--- start of Source material ---

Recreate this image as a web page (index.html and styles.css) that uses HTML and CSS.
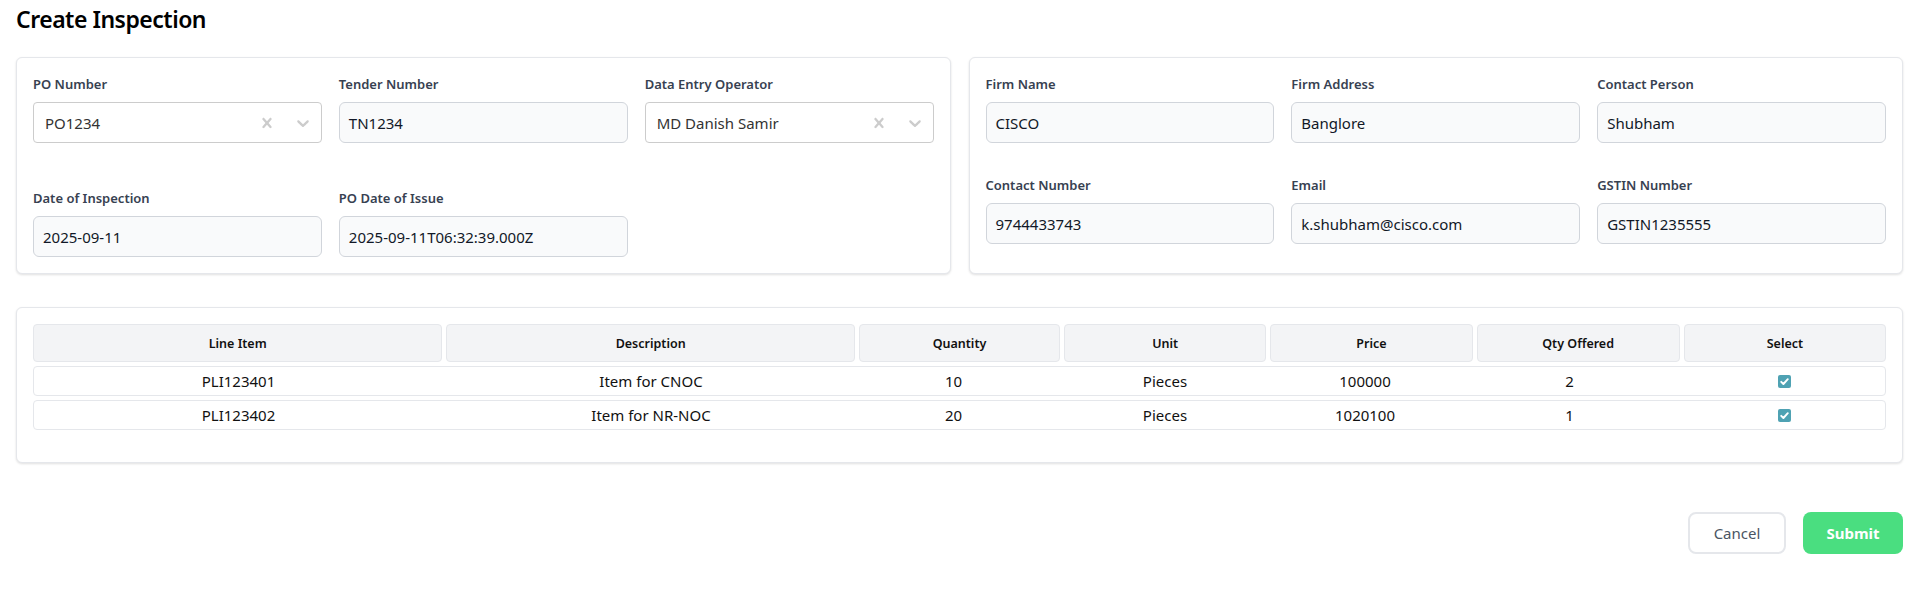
FILE: index.html
```html
<!DOCTYPE html>
<html lang="en">
<head>
<meta charset="utf-8">
<title>Create Inspection</title>
<link rel="stylesheet" href="styles.css">
</head>
<body>
<div class="page">
  <h1 class="title">Create Inspection</h1>

  <div class="cards">
    <section class="card">
      <div class="grid grid-po">
        <div class="field">
          <label class="label">PO Number</label>
          <div class="select">
            <span class="select-value">PO1234</span>
            <span class="indicator"><svg viewBox="0 0 20 20" width="20" height="20"><path d="M14.348 14.849c-0.469 0.469-1.229 0.469-1.697 0l-2.651-3.030-2.651 3.029c-0.469 0.469-1.229 0.469-1.697 0-0.469-0.469-0.469-1.229 0-1.697l2.758-3.15-2.759-3.152c-0.469-0.469-0.469-1.228 0-1.697s1.228-0.469 1.697 0l2.652 3.031 2.651-3.031c0.469-0.469 1.228-0.469 1.697 0s0.469 1.229 0 1.697l-2.758 3.152 2.758 3.15c0.469 0.469 0.469 1.229 0 1.698z"/></svg></span>
            <span class="indicator"><svg viewBox="0 0 20 20" width="20" height="20"><path d="M4.516 7.548c0.436-0.446 1.043-0.481 1.576 0l3.908 3.747 3.908-3.747c0.533-0.481 1.141-0.446 1.574 0 0.436 0.445 0.408 1.197 0 1.615-0.406 0.418-4.695 4.502-4.695 4.502-0.217 0.223-0.502 0.335-0.787 0.335s-0.57-0.112-0.789-0.335c0 0-4.287-4.084-4.695-4.502s-0.436-1.17 0-1.615z"/></svg></span>
          </div>
        </div>
        <div class="field">
          <label class="label">Tender Number</label>
          <div class="input">TN1234</div>
        </div>
        <div class="field">
          <label class="label">Data Entry Operator</label>
          <div class="select">
            <span class="select-value">MD Danish Samir</span>
            <span class="indicator"><svg viewBox="0 0 20 20" width="20" height="20"><path d="M14.348 14.849c-0.469 0.469-1.229 0.469-1.697 0l-2.651-3.030-2.651 3.029c-0.469 0.469-1.229 0.469-1.697 0-0.469-0.469-0.469-1.229 0-1.697l2.758-3.15-2.759-3.152c-0.469-0.469-0.469-1.228 0-1.697s1.228-0.469 1.697 0l2.652 3.031 2.651-3.031c0.469-0.469 1.228-0.469 1.697 0s0.469 1.229 0 1.697l-2.758 3.152 2.758 3.15c0.469 0.469 0.469 1.229 0 1.698z"/></svg></span>
            <span class="indicator"><svg viewBox="0 0 20 20" width="20" height="20"><path d="M4.516 7.548c0.436-0.446 1.043-0.481 1.576 0l3.908 3.747 3.908-3.747c0.533-0.481 1.141-0.446 1.574 0 0.436 0.445 0.408 1.197 0 1.615-0.406 0.418-4.695 4.502-4.695 4.502-0.217 0.223-0.502 0.335-0.787 0.335s-0.57-0.112-0.789-0.335c0 0-4.287-4.084-4.695-4.502s-0.436-1.17 0-1.615z"/></svg></span>
          </div>
        </div>
        <div class="field">
          <label class="label">Date of Inspection</label>
          <div class="input">2025-09-11</div>
        </div>
        <div class="field">
          <label class="label">PO Date of Issue</label>
          <div class="input">2025-09-11T06:32:39.000Z</div>
        </div>
      </div>
    </section>

    <section class="card">
      <div class="grid grid-firm">
        <div class="field">
          <label class="label">Firm Name</label>
          <div class="input">CISCO</div>
        </div>
        <div class="field">
          <label class="label">Firm Address</label>
          <div class="input">Banglore</div>
        </div>
        <div class="field">
          <label class="label">Contact Person</label>
          <div class="input">Shubham</div>
        </div>
        <div class="field">
          <label class="label">Contact Number</label>
          <div class="input">9744433743</div>
        </div>
        <div class="field">
          <label class="label">Email</label>
          <div class="input">k.shubham@cisco.com</div>
        </div>
        <div class="field">
          <label class="label">GSTIN Number</label>
          <div class="input">GSTIN1235555</div>
        </div>
      </div>
    </section>
  </div>

  <section class="card table-card">
    <div class="table">
      <div class="thead">
        <div class="th">Line Item</div>
        <div class="th">Description</div>
        <div class="th">Quantity</div>
        <div class="th">Unit</div>
        <div class="th">Price</div>
        <div class="th">Qty Offered</div>
        <div class="th">Select</div>
      </div>
      <div class="tr">
        <div class="td">PLI123401</div>
        <div class="td">Item for CNOC</div>
        <div class="td td-qty">10</div>
        <div class="td">Pieces</div>
        <div class="td td-price">100000</div>
        <div class="td td-offered">2</div>
        <div class="td"><span class="check"><svg viewBox="0 0 13 13" width="13" height="13"><path d="M3.2 6.8 L5.4 9 L9.8 4.2" fill="none" stroke="#fff" stroke-width="1.9" stroke-linecap="round" stroke-linejoin="round"/></svg></span></div>
      </div>
      <div class="tr">
        <div class="td">PLI123402</div>
        <div class="td">Item for NR-NOC</div>
        <div class="td td-qty">20</div>
        <div class="td">Pieces</div>
        <div class="td td-price">1020100</div>
        <div class="td td-offered">1</div>
        <div class="td"><span class="check"><svg viewBox="0 0 13 13" width="13" height="13"><path d="M3.2 6.8 L5.4 9 L9.8 4.2" fill="none" stroke="#fff" stroke-width="1.9" stroke-linecap="round" stroke-linejoin="round"/></svg></span></div>
      </div>
    </div>
  </section>

  <div class="actions">
    <button class="btn btn-cancel" type="button">Cancel</button>
    <button class="btn btn-submit" type="button">Submit</button>
  </div>
</div>
</body>
</html>
```

FILE: styles.css
```css
* {
  box-sizing: border-box;
}

html, body {
  margin: 0;
  background: #ffffff;
}

body {
  font-family: "Noto Sans", "Open Sans", Arial, sans-serif;
  color: #111827;
}

.page {
  padding: 3px 16px 16px 16px;
}

.title {
  margin: 0 0 22px 0;
  font-size: 23px;
  line-height: 32px;
  font-weight: 600;
  letter-spacing: -0.5px;
  color: #000000;
}

.cards {
  display: flex;
  gap: 18px;
  align-items: stretch;
}

.card {
  flex: 1 1 0;
  background: #ffffff;
  border: 1px solid #e5e7eb;
  border-radius: 6px;
  box-shadow: 0 1px 3px rgba(0, 0, 0, 0.08), 0 1px 2px rgba(0, 0, 0, 0.05);
  padding: 16px;
}

.grid {
  display: grid;
  grid-template-columns: repeat(3, 1fr);
  column-gap: 17px;
}

.grid-po {
  row-gap: 45px;
}

.grid-firm {
  row-gap: 32px;
}

.field {
  display: flex;
  flex-direction: column;
}

.label {
  font-size: 13px;
  line-height: 20px;
  font-weight: 600;
  color: #374151;
  margin-bottom: 8px;
}

.input {
  height: 41px;
  display: flex;
  align-items: center;
  padding: 0 9px;
  background: #f9fafb;
  border: 1px solid #d1d5db;
  border-radius: 6px;
  font-size: 15px;
  color: #111827;
  white-space: nowrap;
  overflow: hidden;
}

.select {
  height: 41px;
  display: flex;
  align-items: center;
  background: #ffffff;
  border: 1px solid #cccccc;
  border-radius: 4px;
}

.select-value {
  flex: 1 1 auto;
  padding: 0 10px 0 11px;
  font-size: 15px;
  color: #333333;
  white-space: nowrap;
}

.indicator {
  display: flex;
  padding: 8px;
  color: #cccccc;
}

.indicator svg {
  fill: currentColor;
  display: block;
}

.table-card {
  margin-top: 33px;
  padding: 16px 16px 32px 16px;
}

.table {
  display: flex;
  flex-direction: column;
  gap: 4px;
}

.thead,
.tr {
  display: grid;
  grid-template-columns: 409fr 408fr 201fr 202fr 202fr 203fr 202fr;
  column-gap: 4px;
}

.th {
  height: 38px;
  display: flex;
  align-items: center;
  justify-content: center;
  background: #f3f4f6;
  border: 1px solid #e5e7eb;
  border-radius: 4px;
  font-size: 12.5px;
  font-weight: 600;
  color: #111111;
}

.tr {
  height: 30px;
  border: 1px solid #e5e7eb;
  border-radius: 4px;
  align-items: center;
}

.td {
  text-align: center;
  font-size: 15px;
  color: #111111;
  display: flex;
  align-items: center;
  justify-content: center;
}

.td-qty {
  padding-right: 12px;
}

.td-price {
  padding-right: 12px;
}

.td-offered {
  padding-right: 16px;
}

.check {
  display: block;
  width: 13px;
  height: 13px;
  border-radius: 2px;
  background: #4fa2b3;
}

.check svg {
  display: block;
}

.actions {
  display: flex;
  justify-content: flex-end;
  gap: 17px;
  margin-top: 49px;
}

.btn {
  height: 42px;
  border-radius: 8px;
  font-family: inherit;
  font-size: 15px;
  cursor: pointer;
}

.btn-cancel {
  width: 98px;
  background: #ffffff;
  border: 2px solid #e5e7eb;
  color: #4b5563;
}

.btn-submit {
  width: 100px;
  background: #4ade80;
  border: none;
  color: #ffffff;
  font-weight: 700;
}
```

--- end of Source material ---

# Aim
Locate all lines in the listing above with the word "index". Copy them.

# Solution
Recreate this image as a web page (index.html and styles.css) that uses HTML and CSS.
FILE: index.html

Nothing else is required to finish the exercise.